遺産分割事件の約31%は、1000万円以下の相続で発生
「自分には財産がないから(遺言書は)必要ないよ」という方が、よくいらっしゃいます。
財産が全然ないという方は少ないでしょうから、「それほど多くない、だから遺言書を書かなくても、遺された家族、妻や夫、子どもたちに任せれば大丈夫。相続でもめることはない」と考えているのだと思います。
しかし、これが大きな間違いです。遺産が少ないからといって、もめないとはいえないのです。
全国にある家庭裁判所で争われた遺産分割事件(調停・審判)について、平成25年の1年間の遺産の総額について集計されたデータがあります。
これを見ると、事件のおおよそ4分の3は、遺産総額が5000万円以下でした。さらに、なんと遺産総額が1000万円以下の事件は、全体の約31%にも達します。これは驚くべき事実です。
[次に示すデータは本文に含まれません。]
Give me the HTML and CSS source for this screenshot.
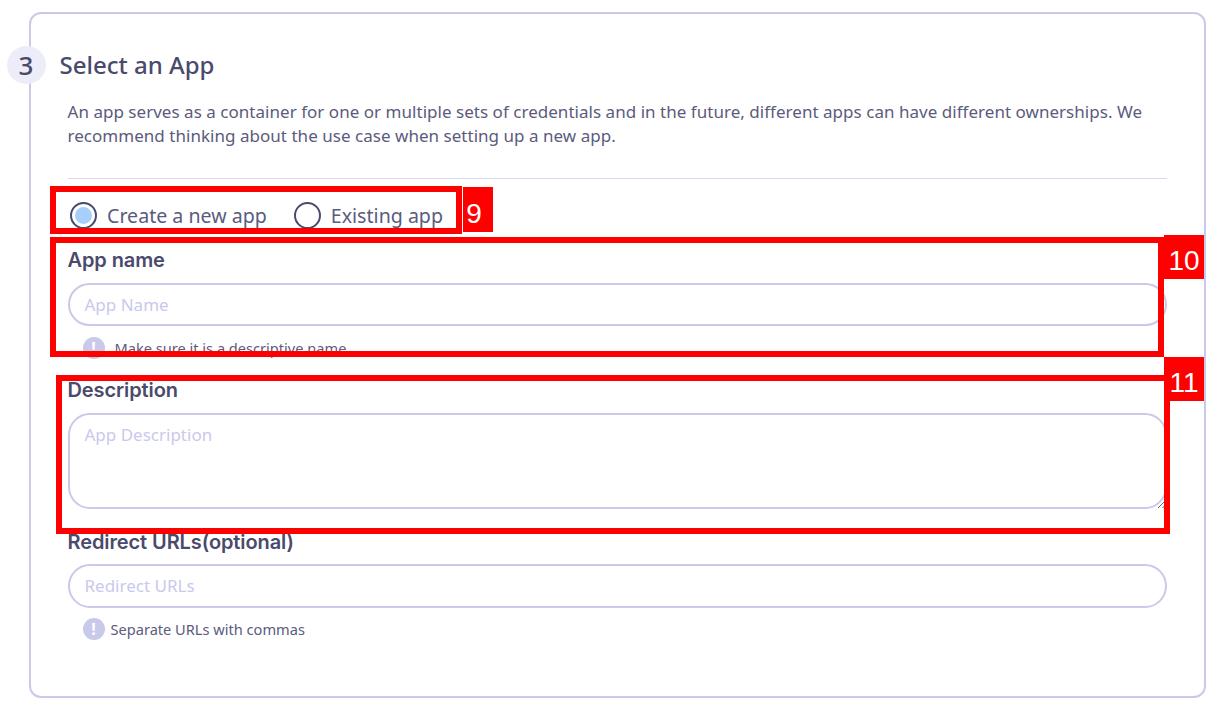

1000万円以下ですから、実際には数百万円です。遺産総額が700万、800万、900万円です。そして、相続人が1人だったら事件にはならないので、少なくとも2人以上の相続人がその遺産をめぐって争っているわけです。
逆に、遺産総額が1億円を超える事件は、全体の約7%しかありませんでした。遺産が多いと相続争いが起きそうな気がしますが、現実は逆なのです。
遺言書は財産の「多い・少ない」に関係なく必要
遺産が多いと・・・、
「おれは3億円でいいよ」なんて言って、遺産分割がまとまりやすいのでしょうか。
逆に、遺産が少ないと・・・、
「お兄ちゃんは大学入学のときお父さんから50万円出してもらったでしょ」などといって、なかなか解決しないのかもしれません。
もめる原因はいろいろありますが、遺産が少ないほうがもめる。これは現実です。
そんなトラブルを防ぐのが遺言書です。財産の多い少ないに関係なく、遺言書は書いておいたほうがいいのです。